GEOS-5 can be run in a replay mode whereby a previous meteorological analysis, generated with an identical model version, is used to adjust the model’s meteorological state (winds, temperature, specific humidity) much like a chemical transport model (CTM). However, unlike a CTM, in a replay simulation the aerosol transport dynamics are entirely consistent with the model thermodynamic state at every time step between analysis updates. Using the same version of GEOS-5 as MERRA-2, we perform an EOS-period control simulation (M2REPLAY) driven by the exact MERRA-2 meteorology but without the aerosol optical depth assimilation. The aerosol fields from this control simulation are compared to those from MERRA-2 to demonstrate the impact of the AOD assimilation on aerosol fields (section 4 herein; see also Part II).

4. Results

Figure 5a shows the time series of global, area-weighted monthly mean analyzed AOD from MERRA-2. The contribution of different aerosol species to the total AOD is also shown. For comparison, we show the AOD from the previous MERRAero reanalysis (Buchard et al. 2015, 2016). Major features of the reanalysis include large increases in global AOD following major volcanic eruptions in the pre-EOS period and the seasonal cycle of AOD associated primarily with dust and biomass burning (carbonaceous) aerosols.

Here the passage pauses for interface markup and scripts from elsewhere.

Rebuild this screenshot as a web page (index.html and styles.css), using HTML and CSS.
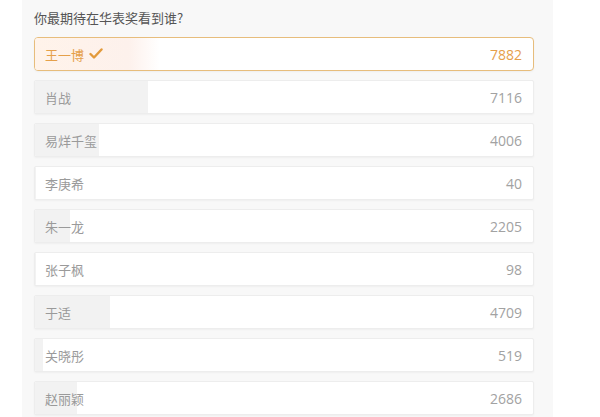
FILE: index.html
```html
<!DOCTYPE html>
<html lang="zh-CN">

<head>
    <meta charset="UTF-8">
    <meta name="viewport" content="width=device-width, initial-scale=1.0">
    <title>投票</title>
    <link rel="stylesheet" href="styles.css">
</head>

<body>
    <div class="vote-panel">
        <p class="vote-title">你最期待在华表奖看到谁?</p>
        <div class="vote-list">
            <div class="vote-item selected">
                <div class="vote-bar" style="width: 25%"></div>
                <span class="vote-name">王一博
                    <svg class="check" width="14" height="12" viewBox="0 0 14 12">
                        <polyline points="1.5,6 5,9.5 12.5,1.5" fill="none" stroke="#e39a3b" stroke-width="2.4"
                            stroke-linecap="round" stroke-linejoin="round" />
                    </svg>
                </span>
                <span class="vote-count">7882</span>
            </div>
            <div class="vote-item">
                <div class="vote-bar" style="width: 22.6%"></div>
                <span class="vote-name">肖战</span>
                <span class="vote-count">7116</span>
            </div>
            <div class="vote-item">
                <div class="vote-bar" style="width: 12.8%"></div>
                <span class="vote-name">易烊千玺</span>
                <span class="vote-count">4006</span>
            </div>
            <div class="vote-item">
                <div class="vote-bar" style="width: 0.2%"></div>
                <span class="vote-name">李庚希</span>
                <span class="vote-count">40</span>
            </div>
            <div class="vote-item">
                <div class="vote-bar" style="width: 7%"></div>
                <span class="vote-name">朱一龙</span>
                <span class="vote-count">2205</span>
            </div>
            <div class="vote-item">
                <div class="vote-bar" style="width: 0.3%"></div>
                <span class="vote-name">张子枫</span>
                <span class="vote-count">98</span>
            </div>
            <div class="vote-item">
                <div class="vote-bar" style="width: 15%"></div>
                <span class="vote-name">于适</span>
                <span class="vote-count">4709</span>
            </div>
            <div class="vote-item">
                <div class="vote-bar" style="width: 1.7%"></div>
                <span class="vote-name">关晓彤</span>
                <span class="vote-count">519</span>
            </div>
            <div class="vote-item">
                <div class="vote-bar" style="width: 8.5%"></div>
                <span class="vote-name">赵丽颖</span>
                <span class="vote-count">2686</span>
            </div>
        </div>
    </div>
</body>

</html>
```

FILE: styles.css
```css
:root {
    --panel-bg: #f8f8f8;
    --item-bg: #ffffff;
    --item-border: #ededed;
    --bar-bg: #f2f2f2;
    --text-gray: #9a9a9a;
    --count-gray: #a2a2a2;
    --accent: #e5a04a;
    --accent-border: #e7bd7c;
}

body {
    margin: 0;
    background: #ffffff;
    font-family: 'Noto Sans CJK SC', 'Liberation Sans', sans-serif;
}

.vote-panel {
    margin-left: 22px;
    width: 531px;
    min-height: 417px;
    box-sizing: border-box;
    background: var(--panel-bg);
    padding: 8px 19px 0 12px;
}

.vote-title {
    margin: 0 0 9px;
    font-size: 13px;
    line-height: 20px;
    color: #555;
}

.vote-list {
    display: flex;
    flex-direction: column;
    gap: 9px;
}

.vote-item {
    position: relative;
    height: 34px;
    box-sizing: border-box;
    display: flex;
    align-items: center;
    justify-content: space-between;
    padding: 0 11px 0 10px;
    background: var(--item-bg);
    border: 1px solid var(--item-border);
    border-radius: 2px;
    box-shadow: 0 1px 2px rgba(0, 0, 0, 0.04);
    overflow: hidden;
}

.vote-bar {
    position: absolute;
    left: 0;
    top: 0;
    bottom: 0;
    background: var(--bar-bg);
}

.vote-name,
.vote-count {
    position: relative;
    font-size: 13px;
    color: var(--text-gray);
}

.vote-count {
    font-family: 'Open Sans', 'Liberation Sans', sans-serif;
    font-size: 14px;
    color: var(--count-gray);
}

.vote-name {
    display: flex;
    align-items: center;
    gap: 5px;
}

.vote-item.selected {
    border-color: var(--accent-border);
    border-radius: 4px;
}

.vote-item.selected .vote-bar {
    background: linear-gradient(to right, #fff3ea, #fdf1ec 75%, #ffffff);
}

.vote-item.selected .vote-name,
.vote-item.selected .vote-count {
    color: var(--accent);
}
```
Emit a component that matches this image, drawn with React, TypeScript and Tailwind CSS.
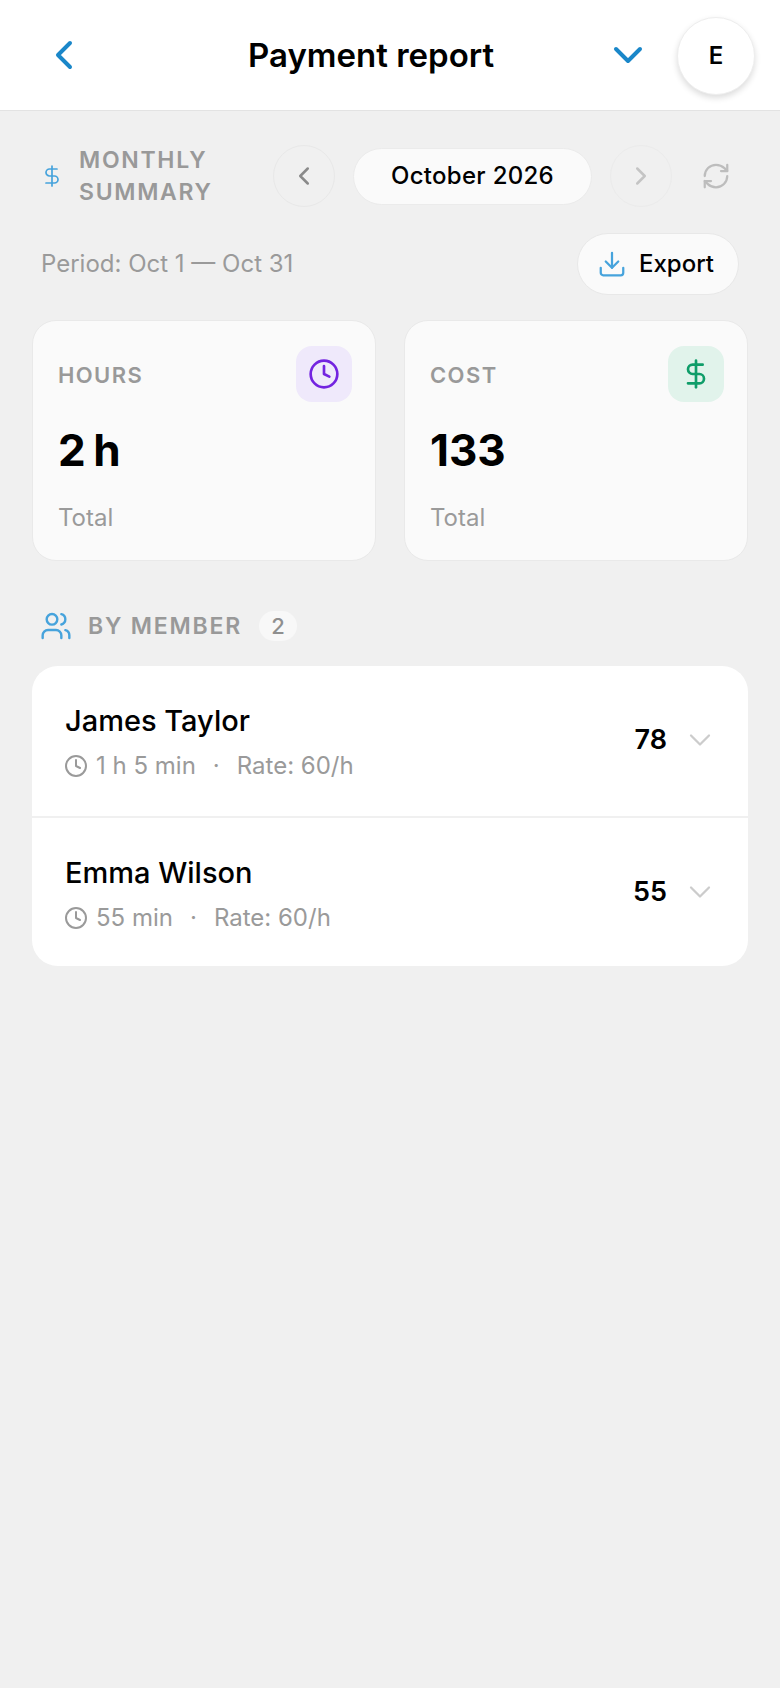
import { ChevronDown, ChevronLeft, ChevronRight, Clock, DollarSign, Download, RefreshCw, Users } from "lucide-react";

const members = [
  { name: "James Taylor", time: "1 h 5 min", rate: "Rate: 60/h", total: "78", rowClass: "pt-[2px]" },
  { name: "Emma Wilson", time: "55 min", rate: "Rate: 60/h", total: "55", rowClass: "border-t-2 border-[#f0f0f0] pt-[4px]" },
];

const App = () => {
  return (
    <div className="min-h-[1688px] bg-[#f0f0f0] font-['Inter',sans-serif] text-black">
      {/* Header */}
      <header className="flex h-[111px] items-center border-b border-[#e3e3e3] bg-white pr-[24px] pl-[40px]">
        <ChevronLeft className="h-[48px] w-[48px] text-[#1a87c9]" strokeWidth={2} />
        <h1 className="ml-[160px] w-[246px] text-[33px] leading-none font-semibold whitespace-nowrap">Payment report</h1>
        <ChevronDown className="ml-[110px] h-[48px] w-[48px] text-[#1a87c9]" strokeWidth={2} />
        <div className="mt-[1px] ml-[25px] flex h-[78px] w-[78px] items-center justify-center rounded-full border border-[#eeeeee] bg-white text-[24px] font-semibold shadow-[0_3px_6px_rgba(0,0,0,0.14)]">
          E
        </div>
      </header>

      <main className="px-[32px]">
        {/* Month picker */}
        <div className="mt-[33px] flex items-center">
          <DollarSign className="ml-[8px] h-[24px] w-[24px] text-[#46a3dc]" strokeWidth={1.7} />
          <div className="ml-[15px] w-[194px] text-[23px] leading-[32px] font-semibold tracking-[1.7px] text-[#999999]">
            MONTHLY SUMMARY
          </div>
          <button className="flex h-[62px] w-[62px] items-center justify-center rounded-full border border-[#e8e8e8] text-[#8a8a8a]">
            <ChevronLeft className="h-[30px] w-[30px]" strokeWidth={2} />
          </button>
          <div className="ml-[18px] flex h-[57px] w-[239px] items-center justify-center rounded-full border border-[#ebebeb] bg-[#fafafa] text-[24px] font-medium tracking-[0.3px]">
            October 2026
          </div>
          <button className="ml-[18px] flex h-[62px] w-[62px] items-center justify-center rounded-full border border-[#ebebeb] text-[#c4c4c4]">
            <ChevronRight className="h-[30px] w-[30px]" strokeWidth={2} />
          </button>
          <RefreshCw className="ml-[29px] h-[30px] w-[30px] text-[#bdbdbd]" strokeWidth={1.8} />
        </div>

        {/* Period and export */}
        <div className="mt-[25px] flex items-center justify-between px-[9px]">
          <span className="text-[24px] text-[#9a9a9a]">Period: Oct 1 — Oct 31</span>
          <button className="flex h-[62px] w-[162px] items-center gap-[12px] rounded-full border border-[#e8e8e8] bg-[#fafafa] pl-[19px] text-[24px] font-medium">
            <Download className="h-[30px] w-[30px] text-[#46a3dc]" strokeWidth={1.8} />
            Export
          </button>
        </div>

        {/* Totals */}
        <div className="mt-[25px] grid grid-cols-2 gap-[28px]">
          <div className="h-[241px] rounded-[24px] border border-[#e9e9e9] bg-[#fafafa] pt-[25px] pr-[23px] pl-[25px]">
            <div className="flex items-start justify-between">
              <span className="mt-[16px] text-[22px] leading-[26px] font-semibold tracking-[1.4px] text-[#999999]">HOURS</span>
              <div className="flex h-[56px] w-[56px] items-center justify-center rounded-[16px] bg-[#efe9fb]">
                <Clock className="h-[32px] w-[32px] text-[#7323e0]" strokeWidth={2} />
              </div>
            </div>
            <div className="mt-[22px] text-[44px] leading-[52px] font-bold [word-spacing:-3px]">2 h</div>
            <div className="mt-[27px] text-[24px] leading-[30px] text-[#9a9a9a]">Total</div>
          </div>
          <div className="h-[241px] rounded-[24px] border border-[#e9e9e9] bg-[#fafafa] pt-[25px] pr-[23px] pl-[25px]">
            <div className="flex items-start justify-between">
              <span className="mt-[16px] text-[22px] leading-[26px] font-semibold tracking-[1.4px] text-[#999999]">COST</span>
              <div className="flex h-[56px] w-[56px] items-center justify-center rounded-[16px] bg-[#e1f3eb]">
                <DollarSign className="h-[32px] w-[32px] text-[#0f9d69]" strokeWidth={2} />
              </div>
            </div>
            <div className="mt-[22px] text-[44px] leading-[52px] font-bold">133</div>
            <div className="mt-[27px] text-[24px] leading-[30px] text-[#9a9a9a]">Total</div>
          </div>
        </div>

        {/* Members */}
        <div className="mt-[48px] flex items-center pl-[8px]">
          <Users className="h-[32px] w-[32px] text-[#46a3dc]" strokeWidth={1.8} />
          <span className="ml-[16px] text-[23px] font-semibold tracking-[1.8px] text-[#999999]">BY MEMBER</span>
          <span className="ml-[17px] flex h-[30px] w-[38px] items-center justify-center rounded-full bg-[#f8f8f8] text-[22px] font-medium text-[#8f8f8f]">
            2
          </span>
        </div>

        <div className="mt-[22px] overflow-hidden rounded-[26px] bg-white">
          {members.map((m) => (
            <div key={m.name} className={`flex h-[150px] items-center justify-between pr-[30px] pl-[33px] ${m.rowClass}`}>
              <div>
                <div className="text-[29px] leading-[36px] font-medium">{m.name}</div>
                <div className="mt-[12px] flex items-center text-[24px] leading-[30px] text-[#9a9a9a]">
                  <Clock className="mr-[8px] -ml-[1px] h-[24px] w-[24px]" strokeWidth={2} />
                  <span>{m.time}</span>
                  <span className="mx-[17px]">·</span>
                  <span>{m.rate}</span>
                </div>
              </div>
              <div className="mb-[3px] flex items-center gap-[15px]">
                <span className="text-[27px] font-semibold">{m.total}</span>
                <ChevronDown className="h-[36px] w-[36px] text-[#cccccc]" strokeWidth={1.5} />
              </div>
            </div>
          ))}
        </div>
      </main>
    </div>
  );
};

export default App;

During the EOS period, MERRA-2 AOD is slightly higher than the AOD from MERRAero, due to higher dust and sea salt AOD that result from changes in model physics, meteorology, and the inclusion of MISR AOD assimilation over bright desert regions in MERRA-2 (Randles et al. 2016).

Fig. 5.

(a) Global, area-weighted average monthly mean 550-nm AOD from MERRA-2 (black line) and MERRAero (magenta) and contributions from various aerosol species [color shading MERRA-2 only]. Carbonaceous aerosol AOD (green) is the sum of organic plus black carbon AOD. Note that only the total AOD (thick black line) is directly constrained by the aerosol assimilation; aerosol speciation depends strongly on emission and loss processes in the model. (b) Monthly mean, collocated in time and space (pairwise in observation space), comparison of the 3-h model forecast F and observations O for AVHRR NNR, MODIS Aqua land NNR (MYDL), and MODIS Aqua ocean NNR (MYDO). Here the lines represent the observed AOD, and shading indicates the difference between F and O. (c) Monthly mean statistics computed in log-transformed observation space. Statistics comparing O and F are shown as dashed lines, and relationships between the observations and analysis A are shown as solid lines for the same sensors as in (b). Supplemental figures show the statistics for the other sensors in the MERRA-2 aerosol observing system (Table 2). The log-space errors (standard deviation) in AOD are related to linear errors according to Eq. (7). Note that we expect the monthly mean statistics presented here to outperform statistics sampled at higher time frequencies.

Fig. 5.

(a) Global, area-weighted average monthly mean 550-nm AOD from MERRA-2 (black line) and MERRAero (magenta) and contributions from various aerosol species [color shading MERRA-2 only]. Carbonaceous aerosol AOD (green) is the sum of organic plus black carbon AOD. Note that only the total AOD (thick black line) is directly constrained by the aerosol assimilation; aerosol speciation depends strongly on emission and loss processes in the model. (b) Monthly mean, collocated in time and space (pairwise in observation space), comparison of the 3-h model forecast F and observations O for AVHRR NNR, MODIS Aqua land NNR (MYDL), and MODIS Aqua ocean NNR (MYDO). Here the lines represent the observed AOD, and shading indicates the difference between F and O. (c) Monthly mean statistics computed in log-transformed observation space. Statistics comparing O and F are shown as dashed lines, and relationships between the observations and analysis A are shown as solid lines for the same sensors as in (b). Supplemental figures show the statistics for the other sensors in the MERRA-2 aerosol observing system (Table 2). The log-space errors (standard deviation) in AOD are related to linear errors according to Eq. (7). Note that we expect the monthly mean statistics presented here to outperform statistics sampled at higher time frequencies.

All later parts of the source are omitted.